Ein Thema, das gar nicht auf der Tagesordnung stand, jedoch immer wieder wie eine erlöschende Flamme aufflackerte, war die „Fjordskole“. Die Spezialschule ist, das zeigten jüngste Untersuchungen, von Schimmelpilz befallen, was für schlechtes Raumklima sorgt. Um die Schule zu sanieren, müssen mehr als 50 Millionen Kronen aufgebracht werden. Venstres Thomas Andresen machte den Vorschlag, 17 Millionen Kronen als Anschub für die Sanierung zu verwenden. Das Geld kommt aus dem Anlagebudget der Kommune und ist im vergangenen Jahr nicht verwendet worden. Es sollte in das neue Jahr überführt werden. Das nutzte Sozialdemokrat und Vizebürgermeister Erik Uldall Hansen zum Widerspruch. 17 Millionen reichten bei Weitem nicht aus, die Schule wieder für Menschen nutzbar zu machen, sagte er.
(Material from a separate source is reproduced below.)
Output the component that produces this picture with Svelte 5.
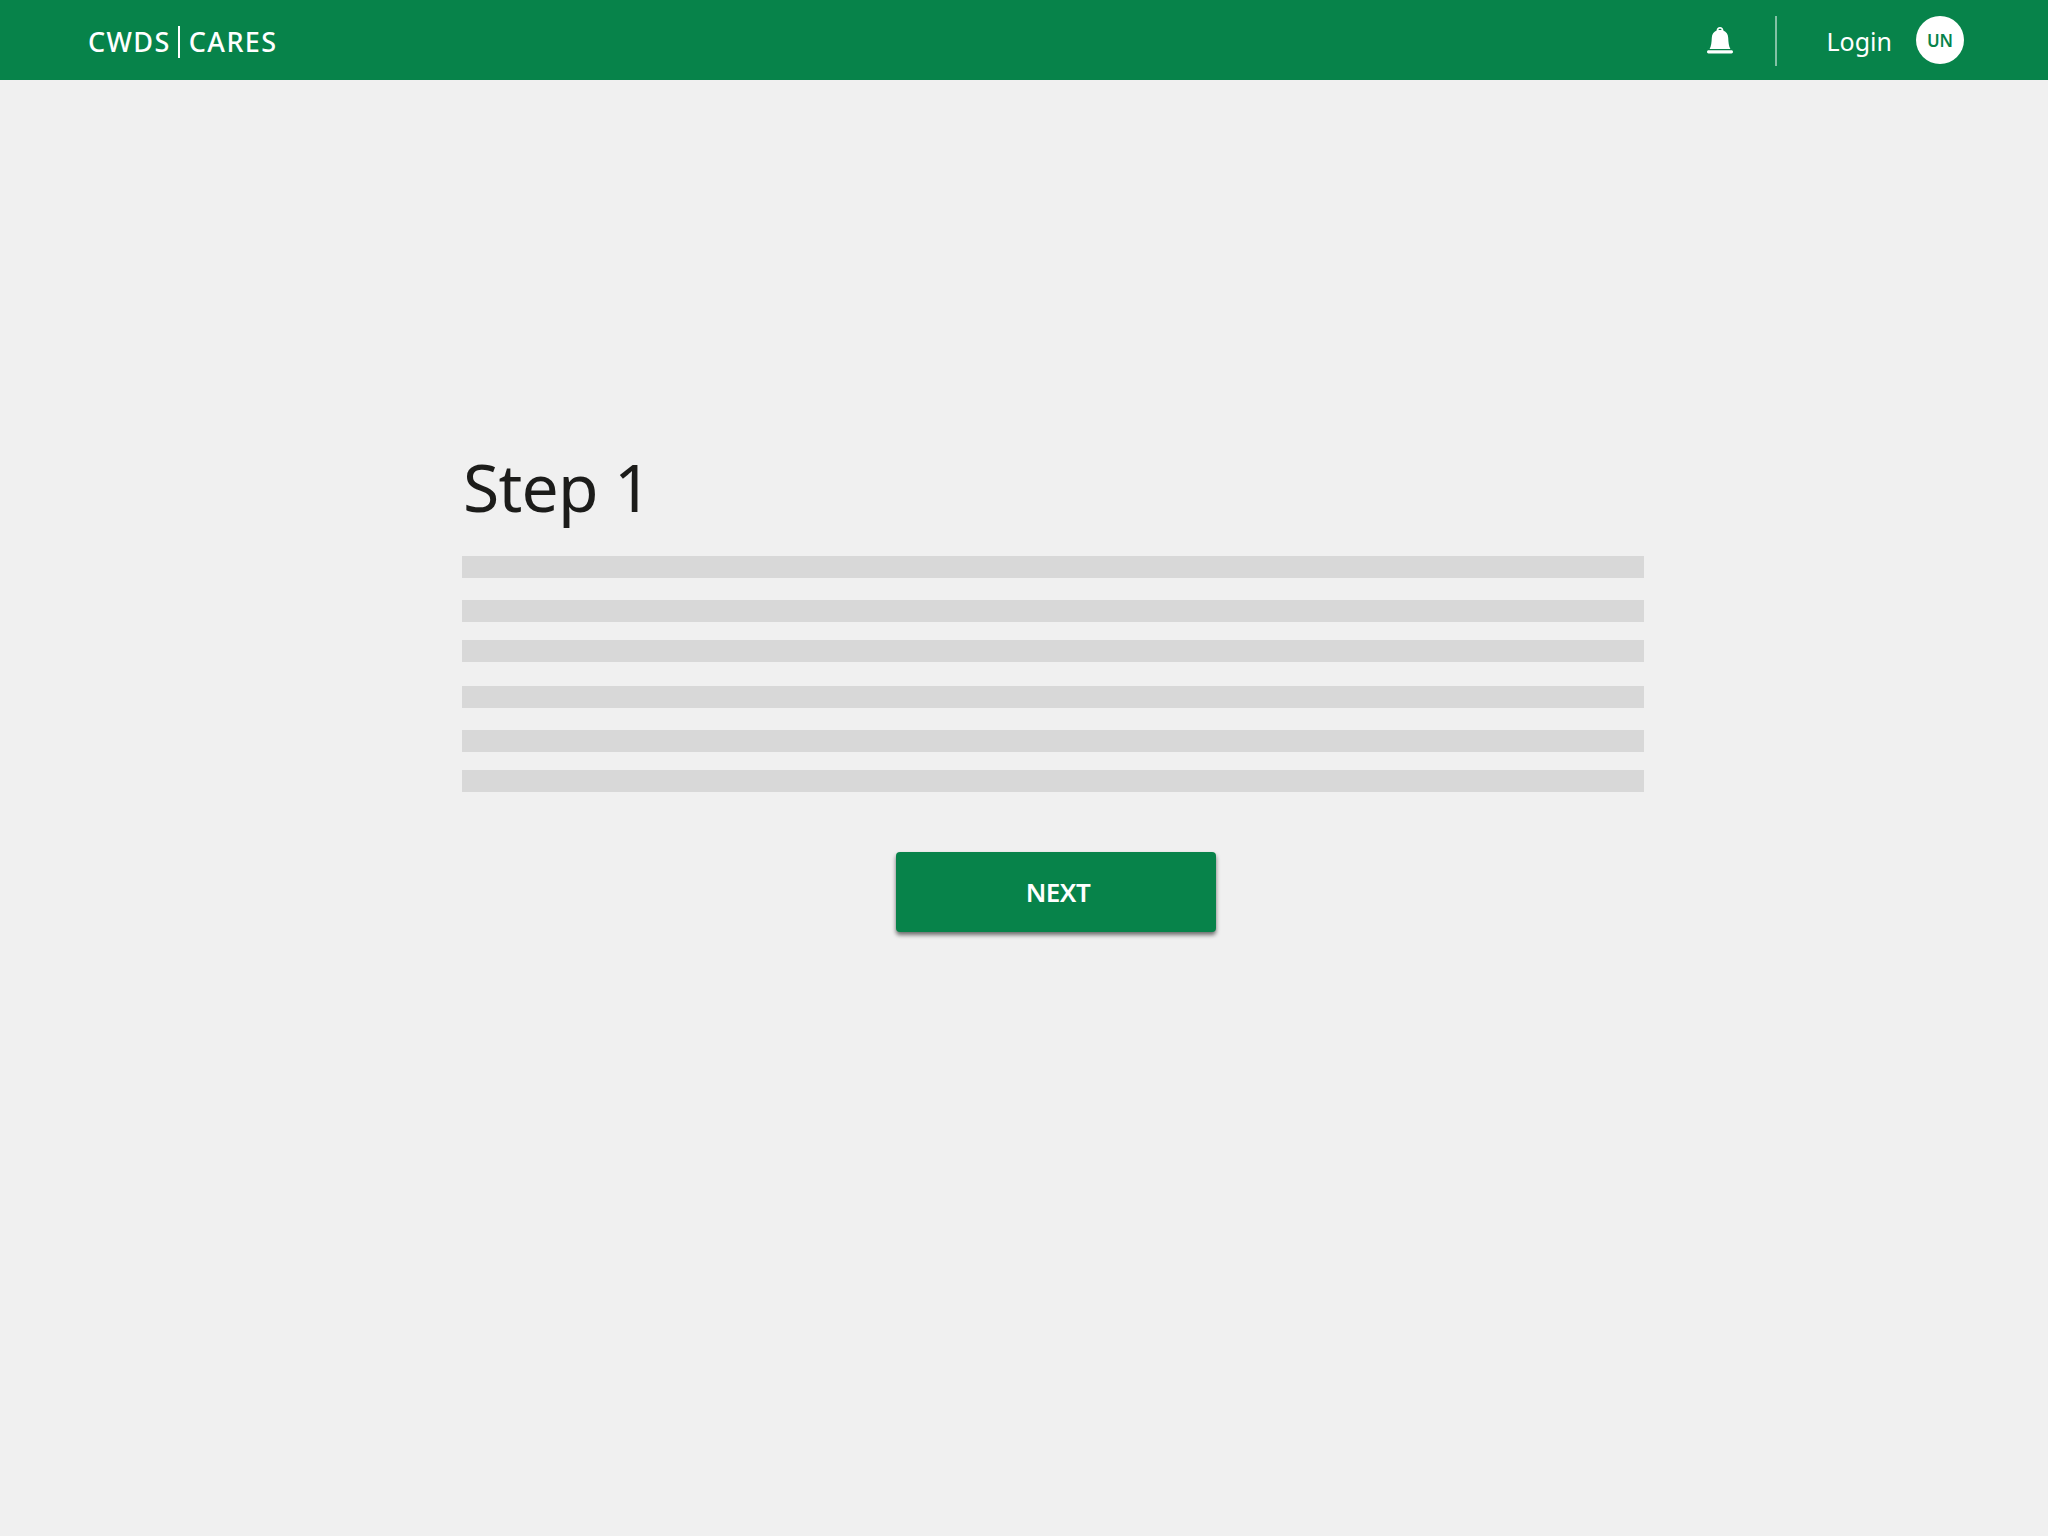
<script>
	const groups = ['a', 'b', 'c', 'd', 'b', 'c'];
</script>

<div class="page">
	<header class="topbar">
		<div class="brand">CWDS <span class="pipe"></span> CARES</div>
		<div class="actions">
			<svg class="bell" viewBox="0 0 26 28" width="26" height="28" aria-hidden="true">
				<path
					fill="#fff"
					fill-rule="evenodd"
					d="M13 0c2 0 3.400 1.400 3.400 3.600 3 1.200 4.600 3.800 4.800 7.200.2 4.300.6 8.400 2.200 11.200H2.600C4.200 19.200 4.600 15.100 4.800 10.800 5 7.400 6.600 4.800 9.600 3.600 9.600 1.400 11 0 13 0zm0 1.700c-.9 0-1.600.7-1.800 1.400.6-.1 1.200-.2 1.800-.2s1.200.1 1.800.2c-.2-.7-.9-1.400-1.800-1.400zM1.500 23.200h23c.8 0 1.500.7 1.500 1.600s-.7 1.600-1.500 1.600h-23c-.8 0-1.500-.7-1.500-1.600s.7-1.600 1.500-1.600z"
				/>
			</svg>
			<span class="divider"></span>
			<span class="login">Login</span>
			<span class="avatar">UN</span>
		</div>
	</header>

	<main class="content">
		<h1>Step 1</h1>
		<div class="lines">
			{#each groups as gap}
				<div class="line {gap}"></div>
			{/each}
		</div>
		<button type="button" class="next">NEXT</button>
	</main>
</div>

<style>
	:global(body) {
		background: #f0f0f0;
		font-family: 'Noto Sans', sans-serif;
	}

	.page {
		min-height: 1536px;
		background: #f0f0f0;
	}

	.topbar {
		box-sizing: border-box;
		height: 80px;
		background: #07834a;
		color: #fff;
		display: flex;
		align-items: center;
		justify-content: space-between;
		padding: 2px 84px 0 88px;
	}

	.brand {
		font-size: 27px;
		font-weight: 500;
		letter-spacing: 1.4px;
		display: flex;
		align-items: center;
		gap: 3px;
	}

	.pipe {
		width: 2px;
		height: 32px;
		background: #fff;
		margin: 2px 6px 0 4px;
	}

	.actions {
		display: flex;
		align-items: center;
	}

	.divider {
		width: 2px;
		height: 50px;
		background: rgba(255, 255, 255, 0.5);
		margin: 0 49px 0 42px;
	}

	.login {
		font-size: 25px;
		margin-right: 24px;
	}

	.avatar {
		width: 48px;
		height: 48px;
		margin-top: -2px;
		border-radius: 50%;
		background: #fff;
		color: #07834a;
		font-size: 17px;
		font-weight: 600;
		display: flex;
		align-items: center;
		justify-content: center;
	}

	.content {
		width: 1182px;
		margin-left: 462px;
		padding-top: 358px;
		display: flex;
		flex-direction: column;
	}

	h1 {
		margin: 0 0 0 1px;
		height: 118px;
		font-size: 66px;
		font-weight: 400;
		letter-spacing: -0.8px;
		line-height: 96px;
		color: #1c1c1a;
	}

	.line {
		height: 22px;
		background: #d8d8d8;
	}

	.line.b {
		margin-top: 22px;
	}

	.line.c {
		margin-top: 18px;
	}

	.line.d {
		margin-top: 24px;
	}

	.next {
		align-self: flex-start;
		margin: 60px 0 0 434px;
		width: 320px;
		height: 80px;
		border: none;
		border-radius: 4px;
		background: #07834a;
		color: #fff;
		font-family: inherit;
		font-size: 26px;
		font-weight: 600;
		letter-spacing: -0.5px;
		padding: 0 0 0 4px;
		box-shadow: 0 3px 4px rgba(0, 0, 0, 0.55);
	}
</style>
An dieser Stelle griff der konservative Bürgermeister Jan Riber Jakobsen ein und beendete den politischen Zwist mit dem Hinweis, dass die Fjordskole nicht Thema der Tagesordnung sei und man sich doch an die Spielregeln halten solle.

Die Fjordskole wird wohl bei einer der kommenden Stadtratssitzungen auf die Agenda kommen und die Politiker erneut beschäftigen.